After 30 years of covering Congress, David Hawkings has a good idea of how Capitol Hill works — or more important, how it doesn’t — and he laid out five key reasons why Congress is broken.
But whether it’s money, maps, media, mingling or masochism, there are no easy solutions. Nor are they entirely the responsibility of the politicians to address.
The redistricting process, including how congressional districts are drawn and the lack of competitive seats, gets a lot of blame for the dysfunction in Congress.
It’s absolutely true that gerrymandering is a factor in our electoral process. But there’s no guarantee that redistricting reform will achieve the desired goals.

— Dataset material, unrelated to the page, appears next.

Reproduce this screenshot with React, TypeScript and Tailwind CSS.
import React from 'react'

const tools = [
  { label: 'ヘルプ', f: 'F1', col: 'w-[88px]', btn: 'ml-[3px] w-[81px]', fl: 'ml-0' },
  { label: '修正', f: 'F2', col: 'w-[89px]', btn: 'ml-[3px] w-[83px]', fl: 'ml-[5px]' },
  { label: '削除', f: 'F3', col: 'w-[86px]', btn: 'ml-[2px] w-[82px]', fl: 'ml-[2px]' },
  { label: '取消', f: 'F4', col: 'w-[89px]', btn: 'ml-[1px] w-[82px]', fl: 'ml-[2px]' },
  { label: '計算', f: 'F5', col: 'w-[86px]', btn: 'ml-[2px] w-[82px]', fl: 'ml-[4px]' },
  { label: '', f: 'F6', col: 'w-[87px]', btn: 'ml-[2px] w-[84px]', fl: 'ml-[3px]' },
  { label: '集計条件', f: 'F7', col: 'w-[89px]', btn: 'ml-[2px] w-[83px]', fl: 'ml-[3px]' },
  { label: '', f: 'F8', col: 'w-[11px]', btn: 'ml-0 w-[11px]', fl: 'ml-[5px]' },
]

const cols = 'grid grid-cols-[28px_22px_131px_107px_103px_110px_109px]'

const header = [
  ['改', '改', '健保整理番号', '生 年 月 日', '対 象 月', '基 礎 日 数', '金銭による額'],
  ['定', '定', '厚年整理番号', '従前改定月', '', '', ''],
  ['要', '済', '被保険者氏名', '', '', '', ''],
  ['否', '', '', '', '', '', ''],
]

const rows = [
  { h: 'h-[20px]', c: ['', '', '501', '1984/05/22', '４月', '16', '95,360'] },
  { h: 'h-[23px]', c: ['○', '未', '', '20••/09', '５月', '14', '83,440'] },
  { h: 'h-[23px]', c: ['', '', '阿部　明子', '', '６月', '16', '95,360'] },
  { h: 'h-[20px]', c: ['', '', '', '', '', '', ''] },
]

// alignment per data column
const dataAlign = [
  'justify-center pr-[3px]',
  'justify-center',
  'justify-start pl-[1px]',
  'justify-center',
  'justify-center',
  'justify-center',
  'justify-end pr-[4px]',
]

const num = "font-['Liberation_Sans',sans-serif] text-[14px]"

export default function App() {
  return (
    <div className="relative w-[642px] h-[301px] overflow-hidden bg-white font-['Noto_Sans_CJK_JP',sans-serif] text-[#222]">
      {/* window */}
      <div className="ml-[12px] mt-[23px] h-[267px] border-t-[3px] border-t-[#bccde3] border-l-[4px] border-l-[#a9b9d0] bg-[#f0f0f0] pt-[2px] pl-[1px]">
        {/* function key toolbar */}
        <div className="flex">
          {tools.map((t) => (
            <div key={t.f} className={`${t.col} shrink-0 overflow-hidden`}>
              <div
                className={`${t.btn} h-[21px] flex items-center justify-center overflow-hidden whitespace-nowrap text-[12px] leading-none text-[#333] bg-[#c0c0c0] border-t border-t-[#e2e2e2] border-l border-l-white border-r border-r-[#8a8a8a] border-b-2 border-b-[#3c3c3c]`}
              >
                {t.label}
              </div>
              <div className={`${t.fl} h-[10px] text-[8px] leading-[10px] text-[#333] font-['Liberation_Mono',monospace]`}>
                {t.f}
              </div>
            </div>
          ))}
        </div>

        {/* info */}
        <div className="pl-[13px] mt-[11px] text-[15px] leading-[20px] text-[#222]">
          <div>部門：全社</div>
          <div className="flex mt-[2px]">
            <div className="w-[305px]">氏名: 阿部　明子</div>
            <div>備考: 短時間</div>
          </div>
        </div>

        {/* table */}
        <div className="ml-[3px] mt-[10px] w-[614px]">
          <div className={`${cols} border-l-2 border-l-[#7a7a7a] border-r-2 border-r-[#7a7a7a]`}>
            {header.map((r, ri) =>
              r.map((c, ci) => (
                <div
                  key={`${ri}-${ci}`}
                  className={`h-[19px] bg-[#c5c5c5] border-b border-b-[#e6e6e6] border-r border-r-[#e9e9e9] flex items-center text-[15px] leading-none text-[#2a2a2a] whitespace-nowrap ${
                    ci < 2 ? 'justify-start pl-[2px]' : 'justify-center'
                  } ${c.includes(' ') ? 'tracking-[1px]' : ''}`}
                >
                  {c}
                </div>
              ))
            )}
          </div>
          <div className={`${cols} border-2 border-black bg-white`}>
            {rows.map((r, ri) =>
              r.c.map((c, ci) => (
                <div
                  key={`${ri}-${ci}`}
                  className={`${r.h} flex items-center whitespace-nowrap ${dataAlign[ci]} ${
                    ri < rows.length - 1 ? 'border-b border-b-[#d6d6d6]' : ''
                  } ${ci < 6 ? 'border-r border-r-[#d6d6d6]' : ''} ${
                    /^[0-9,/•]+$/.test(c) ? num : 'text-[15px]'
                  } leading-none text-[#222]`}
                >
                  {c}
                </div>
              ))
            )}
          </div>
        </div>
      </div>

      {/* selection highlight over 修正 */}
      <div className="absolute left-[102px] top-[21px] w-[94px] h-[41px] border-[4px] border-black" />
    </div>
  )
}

For example, California has a citizen redistricting commission and a top-two primary system, both designed to push elected officials to the moderate middle. Yet there’s scant evidence that members of the Golden State’s congressional delegation are any more moderate than before those measures. And it’s not clear whether the commission created more competitive districts, or if Donald Trump’s polarizing presidency gets the credit for more seats being in play than past cycles.
In the case of Arizona, an independent redistricting commission drew the lines after the 2010 census, yet four of its five GOP members align with the House Freedom Caucus, two of its four Democrats are part of the House Progressive Caucus, and just a third of all seats are considered competitive this cycle.